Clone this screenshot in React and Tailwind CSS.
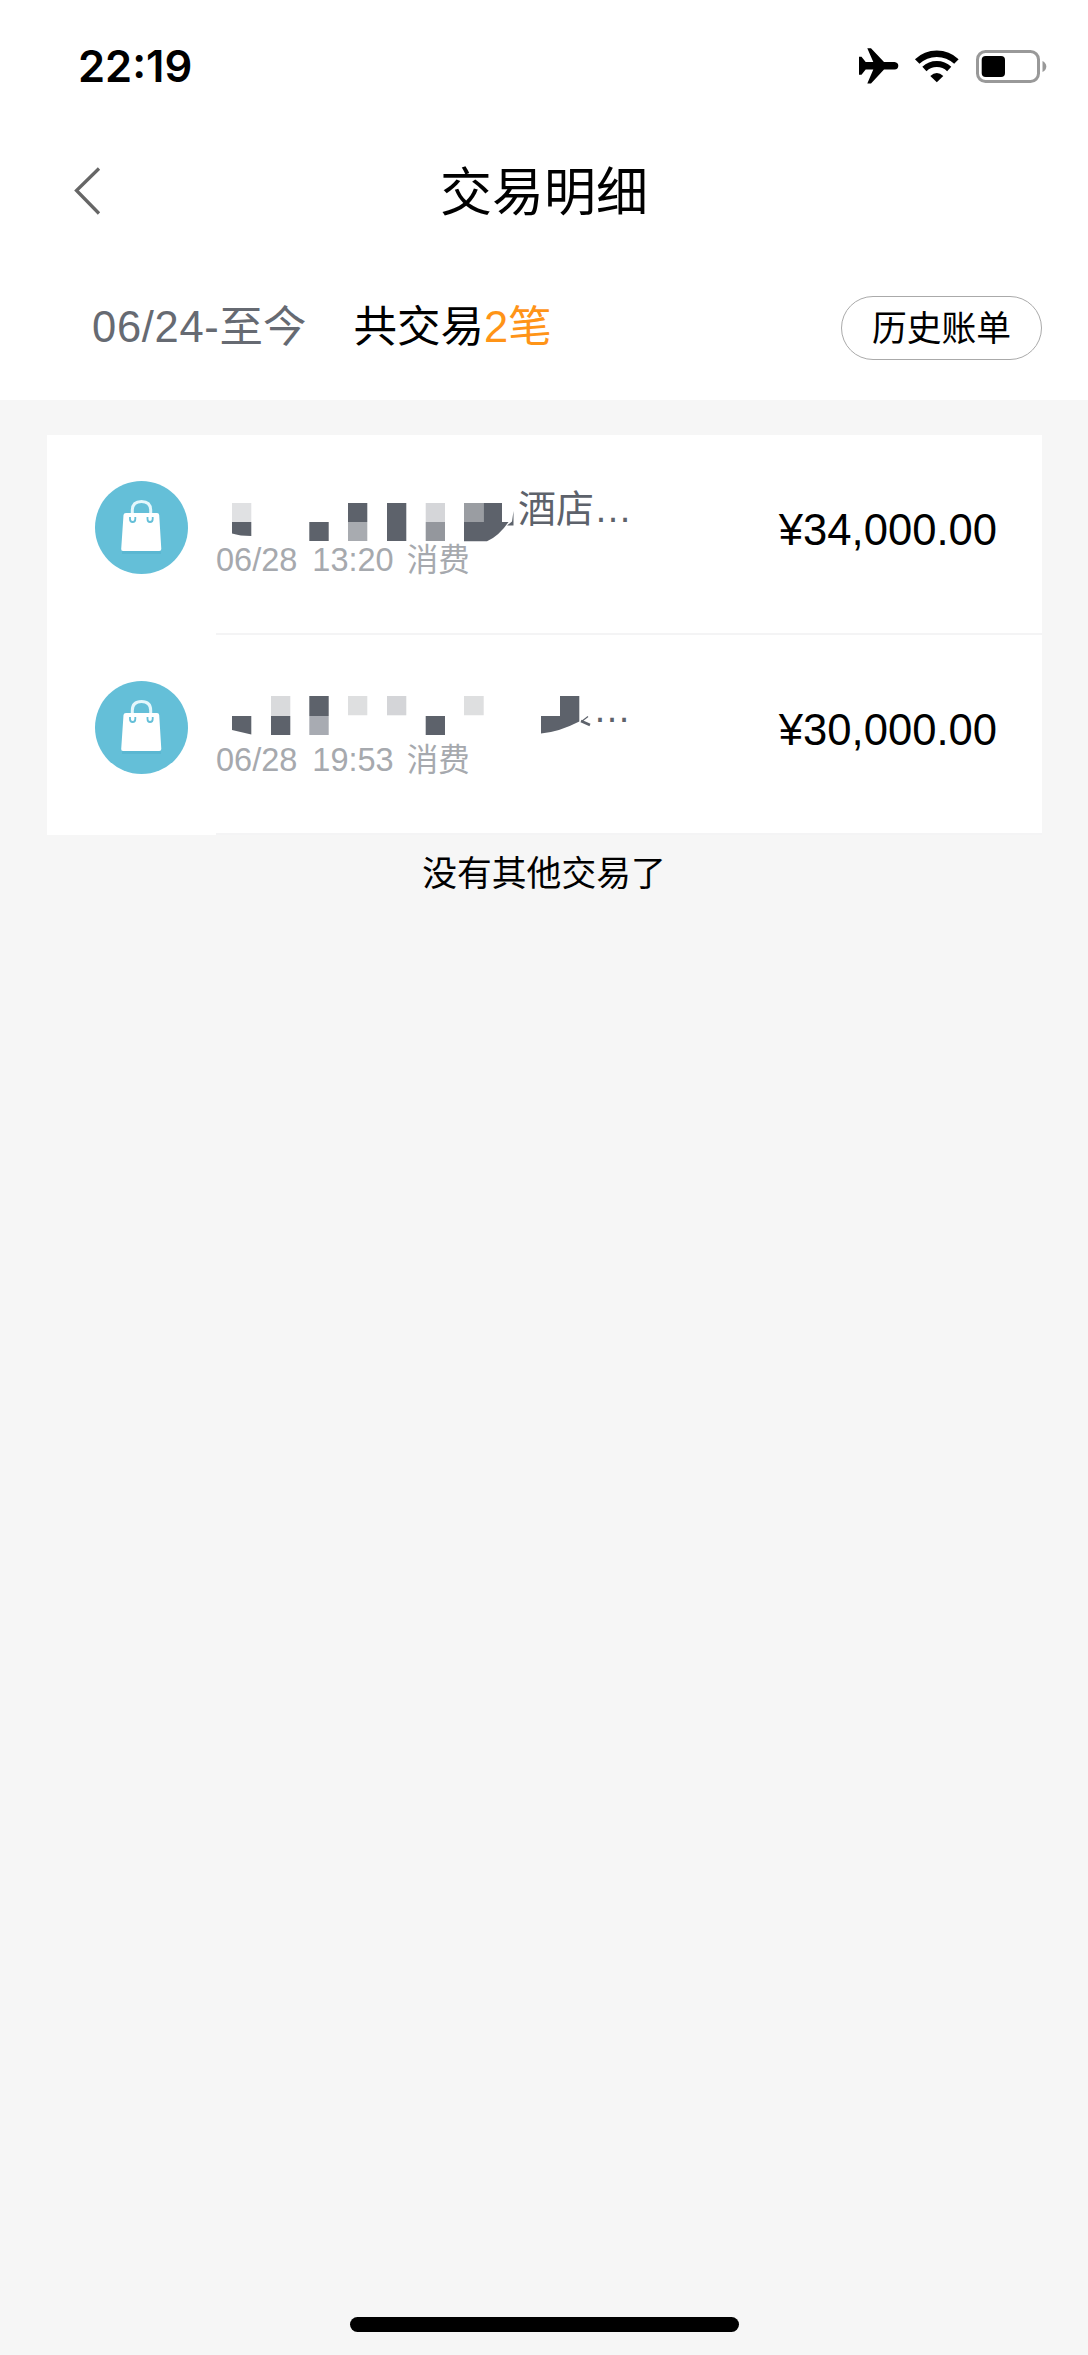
const StatusBar = () => (
  <div className="flex h-[132px] items-start justify-between pl-[78px] pr-[41px]">
    <div className="mt-[40px] font-[Inter] text-[43.5px] leading-[52px] font-semibold">22:19</div>
    <div className="mt-[46px] flex items-center">
      <svg className="h-[40px] w-[190px]" viewBox="0 0 190 40">
        {/* airplane */}
        <path
          d="M2 10.700H4.500L8.700 16H16.300L10.300 2.300H14L27 15.900H37.500Q41.300 16.300 41.300 19.800Q41.300 23.300 37.500 23.600H27L14 37.600H10.300L16.300 23.600H8.700L4.500 28.700H2Z"
          fill="#000"
        />
        {/* wifi */}
        <path d="M60.200 15.500A28.500 28.500 0 0 1 99.400 15.500" fill="none" stroke="#000" strokeWidth="6.500" />
        <path d="M67.400 23A18 18 0 0 1 92.200 23" fill="none" stroke="#000" strokeWidth="6" />
        <path d="M73.300 30Q79.800 23.800 86.300 30L79.800 36.300Z" fill="#000" />
        {/* battery */}
        <rect x="120.500" y="5.500" width="61" height="30" rx="8" fill="none" stroke="#999" strokeWidth="3" />
        <rect x="124.700" y="10" width="23.300" height="21" rx="4" fill="#000" />
        <path d="M185.500 15Q189.300 17 189.300 20.500Q189.300 24 185.500 26Z" fill="#999" />
      </svg>
    </div>
  </div>
);

const Header = () => (
  <header className="grid h-[120px] grid-cols-[200px_1fr_200px] items-center">
    <svg className="ml-[72px] h-[50px] w-[30px]" viewBox="0 0 30 50" fill="none" stroke="#666" strokeWidth="3.300">
      <path d="M27 1.500L4.500 23.500L27 46.500" />
    </svg>
    <h1 className="pt-[2px] text-center text-[52px] leading-[60px]">交易明细</h1>
  </header>
);

const Summary = () => (
  <div className="flex h-[148px] items-start justify-between pl-[92px] pr-[46px] pt-[44px]">
    <div className="flex h-[64px] items-center text-[43.5px]">
      <span className="text-[#666a72]">
        <span className="tracking-[0.7px]">06/24-</span>至今
      </span>
      <span className="ml-[47px]">
        共交易<span className="text-[#ff9417]">2笔</span>
      </span>
    </div>
    <button className="h-[64px] w-[201px] rounded-full border border-[#aaa] pt-[2px] text-[34.8px]">历史账单</button>
  </div>
);

const BagIcon = () => (
  <svg className="h-[93px] w-[93px] shrink-0" viewBox="0 0 93 93">
    <circle cx="46.500" cy="46.500" r="46.500" fill="#64bfd8" />
    <path d="M27 66L27 73H66L66 66Z" fill="#4fb0cb" opacity="0.5" />
    <path d="M37.300 34V29.500Q37.300 20.500 46.500 20.500Q55.700 20.500 55.700 29.500V34" fill="none" stroke="#e4f7fc" strokeWidth="3" />
    <path d="M31 32H62Q64 32 64.200 34L66.300 68Q66.300 70 64.300 70H28Q26 70 26.200 68L28.500 34Q28.700 32 31 32Z" fill="#fff" />
    <path d="M35 36V38Q35 41 37.700 41Q40.300 41 40.300 38V36" fill="none" stroke="#64bfd8" strokeWidth="1.800" />
    <path d="M52.500 36V38Q52.500 41 55 41Q57.700 41 57.700 38V36" fill="none" stroke="#64bfd8" strokeWidth="1.800" />
  </svg>
);

// mosaic over the merchant names
const MaskOne = () => (
  <svg className="h-[60px] w-[302px] shrink-0 self-start" viewBox="0 -14 302 60">
    <path d="M16 4h19.300v19H16z" fill="#e0e1e3" />
    <path d="M16 23h19.300v14Q24 37 16 34.500z" fill="#5d626b" />
    <path d="M93.300 23h19.400v19H93.300zM132 4h19.300v19H132zM171 4h19.300v38H171z" fill="#5d626b" />
    <path d="M132 23h19.300v19H132z" fill="#a8abb0" />
    <path d="M209.700 4H229v19h-19.300z" fill="#d5d6d9" />
    <path d="M209.700 23H229v19h-19.300z" fill="#94979d" />
    <path d="M248 4h19.500v19H248z" fill="#9a9da2" />
    <path d="M267.500 4H286v19h6.500Q283 37 271 42.300H248V23h19.500z" fill="#5d626b" />
    <path d="M297.500 12v14.500h-6.500l5-4z" fill="#5d626b" />
  </svg>
);

const MaskTwo = () => (
  <svg className="h-[60px] w-[377px] shrink-0 self-start" viewBox="0 -11 377 60">
    <path d="M16 20h19.300v18.500L16 34z" fill="#5d626b" />
    <path d="M55 0h19.300v20H55z" fill="#d9dadc" />
    <path d="M55 20h19.300v19H55zM93.300 0h19.400v20H93.300zM209.700 20H229v19h-19.300z" fill="#5d626b" />
    <path d="M93.300 20h19.400v19H93.300z" fill="#a8abb2" />
    <path d="M132 0h19.300v19.300H132zM248 0h19.700v19.300H248z" fill="#dedfe0" />
    <path d="M171 0h19.300v19.300H171z" fill="#d4d5d8" />
    <path d="M344 0h19.300v25.500Q343 36 325 37.500V20H344z" fill="#5d626b" />
    <path d="M372 20.500L365.500 25.500" fill="none" stroke="#5d626b" strokeWidth="1.200" />
    <path d="M365 25L374 29" fill="none" stroke="#5d626b" strokeWidth="2.500" />
  </svg>
);

const transactions = [
  { id: 1, mask: <MaskOne />, name: '酒店…', time: '13:20', amount: '¥34,000.00' },
  { id: 2, mask: <MaskTwo />, name: '…', time: '19:53', amount: '¥30,000.00' },
];

const Row = ({ item }) => (
  <li className="flex h-[200px] pl-[48px]">
    <div className="pt-[46px]">
      <BagIcon />
    </div>
    <div className="ml-[28px] flex flex-1 justify-between border-b-2 border-[#f4f4f5]">
      <div className="pt-[50px]">
        <div className="flex h-[48px] items-center whitespace-nowrap text-[38px] leading-[48px] text-[#5d626b]">
          {item.mask}
          <span>{item.name}</span>
        </div>
        <div className="flex pt-[4px] text-[32.5px] leading-[46px] text-[#a6a9ae]">
          <span>06/28</span>
          <span className="ml-[15px]">{item.time}</span>
          <span className="ml-[13px] text-[31.5px]">消费</span>
        </div>
      </div>
      <div className="pr-[45px] pt-[65px] text-[43.6px] leading-[60px]">{item.amount}</div>
    </div>
  </li>
);

export default function App() {
  return (
    <div className="flex h-[2355px] w-[1088px] flex-col bg-[#f6f6f6] font-['Liberation_Sans','Noto_Sans_CJK_SC',sans-serif] text-black">
      <div className="bg-white">
        <StatusBar />
        <Header />
        <Summary />
      </div>
      <ul className="ml-[47px] mr-[46px] mt-[35px] bg-white">
        {transactions.map((item) => (
          <Row key={item.id} item={item} />
        ))}
      </ul>
      <p className="mt-[15px] text-center text-[34.8px] leading-[48px]">没有其他交易了</p>
      <div className="mx-auto mb-[23px] mt-auto h-[15px] w-[389px] rounded-full bg-black" />
    </div>
  );
}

▶ Stated problem
Return the material exactly as given, apart from the pictures.

▶ Expected output
Clone this screenshot in React and Tailwind CSS.
const StatusBar = () => (
  <div className="flex h-[132px] items-start justify-between pl-[78px] pr-[41px]">
    <div className="mt-[40px] font-[Inter] text-[43.5px] leading-[52px] font-semibold">22:19</div>
    <div className="mt-[46px] flex items-center">
      <svg className="h-[40px] w-[190px]" viewBox="0 0 190 40">
        {/* airplane */}
        <path
          d="M2 10.700H4.500L8.700 16H16.300L10.300 2.300H14L27 15.900H37.500Q41.300 16.300 41.300 19.800Q41.300 23.300 37.500 23.600H27L14 37.600H10.300L16.300 23.600H8.700L4.500 28.700H2Z"
          fill="#000"
        />
        {/* wifi */}
        <path d="M60.200 15.500A28.500 28.500 0 0 1 99.400 15.500" fill="none" stroke="#000" strokeWidth="6.500" />
        <path d="M67.400 23A18 18 0 0 1 92.200 23" fill="none" stroke="#000" strokeWidth="6" />
        <path d="M73.300 30Q79.800 23.800 86.300 30L79.800 36.300Z" fill="#000" />
        {/* battery */}
        <rect x="120.500" y="5.500" width="61" height="30" rx="8" fill="none" stroke="#999" strokeWidth="3" />
        <rect x="124.700" y="10" width="23.300" height="21" rx="4" fill="#000" />
        <path d="M185.500 15Q189.300 17 189.300 20.500Q189.300 24 185.500 26Z" fill="#999" />
      </svg>
    </div>
  </div>
);

const Header = () => (
  <header className="grid h-[120px] grid-cols-[200px_1fr_200px] items-center">
    <svg className="ml-[72px] h-[50px] w-[30px]" viewBox="0 0 30 50" fill="none" stroke="#666" strokeWidth="3.300">
      <path d="M27 1.500L4.500 23.500L27 46.500" />
    </svg>
    <h1 className="pt-[2px] text-center text-[52px] leading-[60px]">交易明细</h1>
  </header>
);

const Summary = () => (
  <div className="flex h-[148px] items-start justify-between pl-[92px] pr-[46px] pt-[44px]">
    <div className="flex h-[64px] items-center text-[43.5px]">
      <span className="text-[#666a72]">
        <span className="tracking-[0.7px]">06/24-</span>至今
      </span>
      <span className="ml-[47px]">
        共交易<span className="text-[#ff9417]">2笔</span>
      </span>
    </div>
    <button className="h-[64px] w-[201px] rounded-full border border-[#aaa] pt-[2px] text-[34.8px]">历史账单</button>
  </div>
);

const BagIcon = () => (
  <svg className="h-[93px] w-[93px] shrink-0" viewBox="0 0 93 93">
    <circle cx="46.500" cy="46.500" r="46.500" fill="#64bfd8" />
    <path d="M27 66L27 73H66L66 66Z" fill="#4fb0cb" opacity="0.5" />
    <path d="M37.300 34V29.500Q37.300 20.500 46.500 20.500Q55.700 20.500 55.700 29.500V34" fill="none" stroke="#e4f7fc" strokeWidth="3" />
    <path d="M31 32H62Q64 32 64.200 34L66.300 68Q66.300 70 64.300 70H28Q26 70 26.200 68L28.500 34Q28.700 32 31 32Z" fill="#fff" />
    <path d="M35 36V38Q35 41 37.700 41Q40.300 41 40.300 38V36" fill="none" stroke="#64bfd8" strokeWidth="1.800" />
    <path d="M52.500 36V38Q52.500 41 55 41Q57.700 41 57.700 38V36" fill="none" stroke="#64bfd8" strokeWidth="1.800" />
  </svg>
);

// mosaic over the merchant names
const MaskOne = () => (
  <svg className="h-[60px] w-[302px] shrink-0 self-start" viewBox="0 -14 302 60">
    <path d="M16 4h19.300v19H16z" fill="#e0e1e3" />
    <path d="M16 23h19.300v14Q24 37 16 34.500z" fill="#5d626b" />
    <path d="M93.300 23h19.400v19H93.300zM132 4h19.300v19H132zM171 4h19.300v38H171z" fill="#5d626b" />
    <path d="M132 23h19.300v19H132z" fill="#a8abb0" />
    <path d="M209.700 4H229v19h-19.300z" fill="#d5d6d9" />
    <path d="M209.700 23H229v19h-19.300z" fill="#94979d" />
    <path d="M248 4h19.500v19H248z" fill="#9a9da2" />
    <path d="M267.500 4H286v19h6.500Q283 37 271 42.300H248V23h19.500z" fill="#5d626b" />
    <path d="M297.500 12v14.500h-6.500l5-4z" fill="#5d626b" />
  </svg>
);

const MaskTwo = () => (
  <svg className="h-[60px] w-[377px] shrink-0 self-start" viewBox="0 -11 377 60">
    <path d="M16 20h19.300v18.500L16 34z" fill="#5d626b" />
    <path d="M55 0h19.300v20H55z" fill="#d9dadc" />
    <path d="M55 20h19.300v19H55zM93.300 0h19.400v20H93.300zM209.700 20H229v19h-19.300z" fill="#5d626b" />
    <path d="M93.300 20h19.400v19H93.300z" fill="#a8abb2" />
    <path d="M132 0h19.300v19.300H132zM248 0h19.700v19.300H248z" fill="#dedfe0" />
    <path d="M171 0h19.300v19.300H171z" fill="#d4d5d8" />
    <path d="M344 0h19.300v25.500Q343 36 325 37.500V20H344z" fill="#5d626b" />
    <path d="M372 20.500L365.500 25.500" fill="none" stroke="#5d626b" strokeWidth="1.200" />
    <path d="M365 25L374 29" fill="none" stroke="#5d626b" strokeWidth="2.500" />
  </svg>
);

const transactions = [
  { id: 1, mask: <MaskOne />, name: '酒店…', time: '13:20', amount: '¥34,000.00' },
  { id: 2, mask: <MaskTwo />, name: '…', time: '19:53', amount: '¥30,000.00' },
];

const Row = ({ item }) => (
  <li className="flex h-[200px] pl-[48px]">
    <div className="pt-[46px]">
      <BagIcon />
    </div>
    <div className="ml-[28px] flex flex-1 justify-between border-b-2 border-[#f4f4f5]">
      <div className="pt-[50px]">
        <div className="flex h-[48px] items-center whitespace-nowrap text-[38px] leading-[48px] text-[#5d626b]">
          {item.mask}
          <span>{item.name}</span>
        </div>
        <div className="flex pt-[4px] text-[32.5px] leading-[46px] text-[#a6a9ae]">
          <span>06/28</span>
          <span className="ml-[15px]">{item.time}</span>
          <span className="ml-[13px] text-[31.5px]">消费</span>
        </div>
      </div>
      <div className="pr-[45px] pt-[65px] text-[43.6px] leading-[60px]">{item.amount}</div>
    </div>
  </li>
);

export default function App() {
  return (
    <div className="flex h-[2355px] w-[1088px] flex-col bg-[#f6f6f6] font-['Liberation_Sans','Noto_Sans_CJK_SC',sans-serif] text-black">
      <div className="bg-white">
        <StatusBar />
        <Header />
        <Summary />
      </div>
      <ul className="ml-[47px] mr-[46px] mt-[35px] bg-white">
        {transactions.map((item) => (
          <Row key={item.id} item={item} />
        ))}
      </ul>
      <p className="mt-[15px] text-center text-[34.8px] leading-[48px]">没有其他交易了</p>
      <div className="mx-auto mb-[23px] mt-auto h-[15px] w-[389px] rounded-full bg-black" />
    </div>
  );
}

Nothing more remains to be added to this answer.